HPCwire: What is the status of your robot that “rolls around a data center floor” looking for hot spots? Is this real?

Patel: The robot is real at the HP Labs Smart Data Center. Also, it is a means to an end. It was motivated by the need to develop a distributed sensing platform, the foundation of our dynamic control system. The sensing system is akin to having a home with thousands of sensors to control air conditioning resources. When we found that cost of distributed temperature sensing in data centers was very high — for hundreds or even thousands of points sought to create a 3D temperature map — we came up with the robot. We have two of these robots at two data centers. We have added features to the robot, and use it today in the HP Labs Smart Data Center in conjunction with a low cost static sensor network we have developed. The robot can be cost effectively used in existing data centers for temperature audits.

HPCwire: Any final thoughts on energy management for HPC customers?

McClellan: Think holistic. The data center is a complex beast. In terms of energy and cost management, customers need to be concerned about the efficiency of their high performance computing equipment as well as the efficiency of the three fundamental data center subsystems. Think about the three “P”s — Power, Ping and Pipe — aka the power delivery system, which includes conditioning and backup equipment; the networking equipment, which includes all connectivity except the rack switches; and the cooling infrastructure which includes both the central chillers and the computer room air conditioners.

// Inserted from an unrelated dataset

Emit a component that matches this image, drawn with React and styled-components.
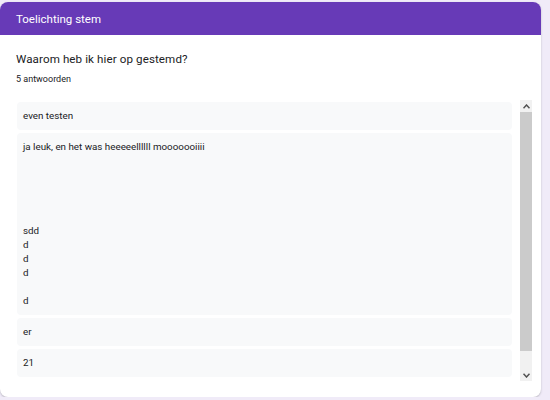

Projecting power use only in terms of “watts per square foot” can be misleading. Today's high-density data centers and current design approaches need to be augmented with CFD simulations that analyze the heat load distribution and the cooling infrastructure provisioning. CFD analyses provide HPC customers with the visual proof they need to create policies and procedures designed to ensure reliable, cost-efficient data center operations.